_DO THIS_
Check every line of the data below for the string "with", and copy the ones that hold it.

— Start —

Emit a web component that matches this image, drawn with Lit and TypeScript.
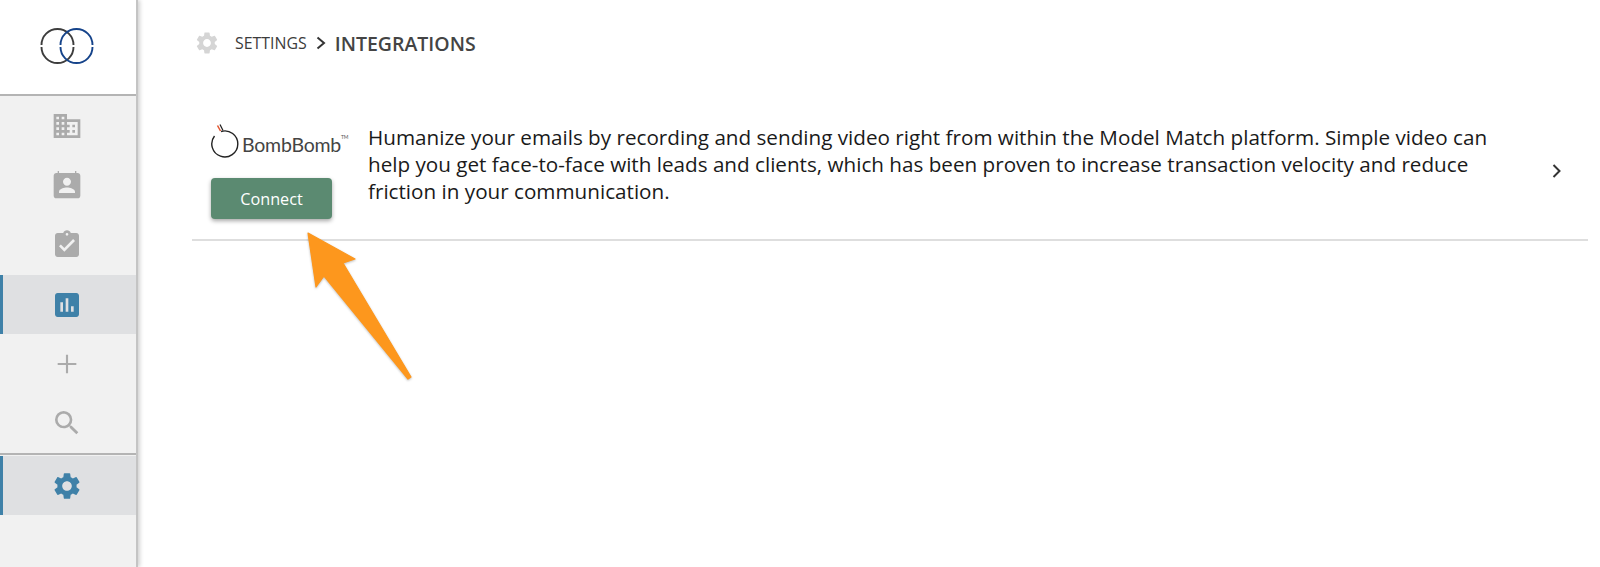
import { LitElement, html, css, svg } from "lit";
import { customElement } from "lit/decorators.js";

const gearPath = "M19.14 12.94c.04-.3.06-.61.06-.94 0-.32-.02-.64-.07-.94l2.03-1.58a.49.49 0 0 0 .12-.61l-1.92-3.32a.488.488 0 0 0-.59-.22l-2.39.96c-.5-.38-1.03-.7-1.62-.94l-.36-2.54a.484.484 0 0 0-.48-.41h-3.84c-.24 0-.43.17-.47.41l-.36 2.54c-.59.24-1.13.57-1.62.94l-2.39-.96c-.22-.08-.47 0-.59.22L2.74 8.87c-.12.21-.08.47.12.61l2.03 1.58c-.05.3-.09.63-.09.94s.02.64.07.94l-2.03 1.58a.49.49 0 0 0-.12.61l1.92 3.32c.12.22.37.29.59.22l2.39-.96c.5.38 1.03.7 1.62.94l.36 2.54c.05.24.24.41.48.41h3.84c.24 0 .44-.17.47-.41l.36-2.54c.59-.24 1.13-.56 1.62-.94l2.39.96c.22.08.47 0 .59-.22l1.92-3.32c.12-.22.07-.47-.12-.61l-2.01-1.58zM12 15.6c-1.98 0-3.6-1.62-3.6-3.6s1.62-3.6 3.6-3.6 3.6 1.62 3.6 3.6-1.62 3.6-3.6 3.6z";

const icon = (size: number, color: string, d: string) =>
  html`<svg width=${size} height=${size} viewBox="0 0 24 24" fill=${color}>${svg`<path d=${d}></path>`}</svg>`;

@customElement("app-root")
export class AppRoot extends LitElement {
  static styles = css`
    :host { display: block; height: 567px; overflow: hidden; position: relative; background: #fff; font-family: "Open Sans", sans-serif; }
    .page { display: flex; height: 567px; }
    .side { width: 136px; flex: none; background: #f1f1f1; border-right: 2px solid #c4c4c4; box-shadow: 2px 0 4px rgba(0,0,0,.18); display: flex; flex-direction: column; }
    .logo { background: #fff; border-bottom: 2px solid #b4b4b4; display: flex; align-items: center; justify-content: center; flex: none; padding: 0 2px 3px 0; height: 91px; }
    .item { height: 59px; flex: none; display: flex; align-items: center; justify-content: center; box-sizing: border-box; padding-right: 2px; }
    .down { padding-top: 3px; }
    .active { background: #dfe0e2; border-left: 3px solid #3f81a8; padding-right: 5px; }
    .sep { height: 2px; background: #b4b4b4; flex: none; }
    .gap1 { height: 1px; flex: none; }
    .gap2 { height: 2px; flex: none; }
    main { flex: 1; min-width: 0; padding: 0 12px 0 54px; }
    .crumbs { height: 86px; display: flex; align-items: center; color: #333; }
    .crumbs svg { flex: none; }
    .crumbs > svg { margin-left: 2px; }
    .s1 { font-size: 15.9px; margin-left: 15px; color: #3c3c3c; }
    .chev { margin: 0 8px 0 8px; display: flex; }
    .s2 { font-size: 19.5px; font-weight: 600; color: #444; }
    .row { display: flex; align-items: flex-start; height: 155px; border-bottom: 2px solid #dedede; box-sizing: border-box; position: relative; }
    .brand { width: 176px; flex: none; padding: 33px 0 0 19px; box-sizing: border-box; display: flex; flex-direction: column; }
    .bomb { display: flex; align-items: center; height: 41px; position: relative; }
    .bomb span { font-family: "Lato", sans-serif; font-weight: 400; font-size: 19.5px; color: #444; letter-spacing: -.2px; line-height: 1; margin: 11px 0 0 -1px; }
    .bomb sup { font-size: 5px; vertical-align: top; color: #555; line-height: 1; }
    button { margin-top: 18px; width: 121px; height: 41px; border: none; border-radius: 4px; background: #5b8a71; color: #fff; font: 400 16.2px "Open Sans", sans-serif; box-shadow: 0 2px 4px rgba(0,0,0,.35); padding: 0; }
    p { margin: 0; padding-top: 38px; width: 1125px; font-size: 20.67px; line-height: 27.2px; color: #1a1a1a; flex: none; }
    .next { position: absolute; left: 1359px; top: 77px; display: flex; }
    .arrow { position: absolute; left: 300px; top: 225px; pointer-events: none; filter: drop-shadow(0 1px 1px rgba(0,0,0,.25)); }
  `;

  render() {
    const grey = "#ababab";
    return html`
      <div class="page">
        <nav class="side">
          <div class="logo">
            <svg width="54" height="38" viewBox="0 0 54 38" fill="none" stroke-width="1.9">
              <path d="M1.500 18A16 16 0 0 1 33.500 18M33.500 20A16 16 0 0 1 1.500 20" stroke="#3d3d3d"></path>
              <path d="M20.500 18A16 16 0 0 1 52.500 18M52.500 20A16 16 0 0 1 20.500 20" stroke="#15438a"></path>
            </svg>
          </div>
          <div class="item">${icon(32, grey, "M12 7V3H2v18h20V7H12zM6 19H4v-2h2v2zm0-4H4v-2h2v2zm0-4H4V9h2v2zm0-4H4V5h2v2zm4 12H8v-2h2v2zm0-4H8v-2h2v2zm0-4H8V9h2v2zm0-4H8V5h2v2zm10 12h-8v-2h2v-2h-2v-2h2v-2h-2V9h8v10zm-2-8h-2v2h2v-2zm0 4h-2v2h2v-2z")}</div>
          <div class="item">${icon(32, grey, "M20 3h-1V1.500h-1V3H6V1.500H5V3H4c-1.100 0-2 .9-2 2v15c0 1.100.9 2 2 2h16c1.100 0 2-.9 2-2V5c0-1.100-.9-2-2-2zm-8 3.500c1.660 0 3 1.340 3 3s-1.340 3-3 3-3-1.340-3-3 1.340-3 3-3zM18 18H6v-1c0-2 4-3.100 6-3.100s6 1.100 6 3.100v1z")}</div>
          <div class="item down">${icon(32, grey, "M19 3h-4.180C14.400 1.840 13.300 1 12 1c-1.300 0-2.400.84-2.820 2H5c-1.100 0-2 .9-2 2v14c0 1.100.9 2 2 2h14c1.100 0 2-.9 2-2V5c0-1.100-.9-2-2-2zm-7 0c.55 0 1 .45 1 1s-.45 1-1 1-1-.45-1-1 .45-1 1-1zm-2 14-4-4 1.410-1.410L10 14.170l6.590-6.590L18 9l-8 8z")}</div>
          <div class="gap2"></div>
          <div class="item active">${icon(32, "#3f81a8", "M19 3H5c-1.100 0-2 .9-2 2v14c0 1.100.9 2 2 2h14c1.100 0 2-.9 2-2V5c0-1.100-.9-2-2-2zM9 17H7v-7h2v7zm4 0h-2V7h2v10zm4 0h-2v-4h2v4z")}</div>
          <div class="item">${icon(32, grey, "M19 12.800h-6.200V19h-1.600v-6.200H5v-1.600h6.200V5h1.600v6.200H19z")}</div>
          <div class="item">${icon(32, grey, "M15.500 14h-.79l-.28-.27A6.470 6.470 0 0 0 16 9.500 6.500 6.500 0 1 0 9.500 16c1.610 0 3.090-.59 4.230-1.570l.27.28v.79l5 4.990L20.490 19l-4.990-5zm-6 0C7.010 14 5 11.990 5 9.500S7.010 5 9.500 5 14 7.010 14 9.500 11.990 14 9.500 14z")}</div>
          <div class="gap1"></div>
          <div class="sep"></div>
          <div class="gap1"></div>
          <div class="item active">${icon(32, "#3f81a8", gearPath)}</div>
        </nav>
        <main>
          <div class="crumbs">
            ${icon(26, "#d5d5d5", gearPath)}
            <span class="s1">SETTINGS</span>
            <span class="chev"><svg width="12" height="14" viewBox="0 0 12 14" fill="none" stroke="#333" stroke-width="2"><path d="M2.500 1.500 9 7l-6.500 5.500"></path></svg></span>
            <span class="s2">INTEGRATIONS</span>
          </div>
          <div class="row">
            <div class="brand">
              <div class="bomb">
                <svg width="32" height="41" viewBox="0 0 32 41" fill="none">
                  <path d="M11 12.500A13 13 0 1 1 4.500 17" stroke="#222" stroke-width="1.400" transform="translate(-1 0)"></path>
                  <path d="M9 5.500 12 11.500" stroke="#222" stroke-width="1.200"></path>
                  <path d="M6.500 6.500 9.500 12" stroke="#e2522b" stroke-width="1.500"></path>
                </svg>
                <span>BombBomb<sup>TM</sup></span>
              </div>
              <button>Connect</button>
            </div>
            <p>Humanize your emails by recording and sending video right from within the Model Match platform. Simple video can help you get face-to-face with leads and clients, which has been proven to increase transaction velocity and reduce friction in your communication.</p>
            <span class="next"><svg width="12" height="16" viewBox="0 0 12 16" fill="none" stroke="#333" stroke-width="2"><path d="M2.500 2 8.500 8l-6 6"></path></svg></span>
          </div>
        </main>
      </div>
      <svg class="arrow" width="120" height="160" viewBox="0 0 120 160">
        <path d="M8 8 55 34 43 38 111 152 108 154 24 51 16 62Z" fill="#fd971d" stroke="#fd971d" stroke-width="1.200" stroke-linejoin="round"></path>
      </svg>
    `;
  }
}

— End —

_WORKED ANSWER_
Emit a web component that matches this image, drawn with Lit and TypeScript.
            <p>Humanize your emails by recording and sending video right from within the Model Match platform. Simple video can help you get face-to-face with leads and clients, which has been proven to increase transaction velocity and reduce friction in your communication.</p>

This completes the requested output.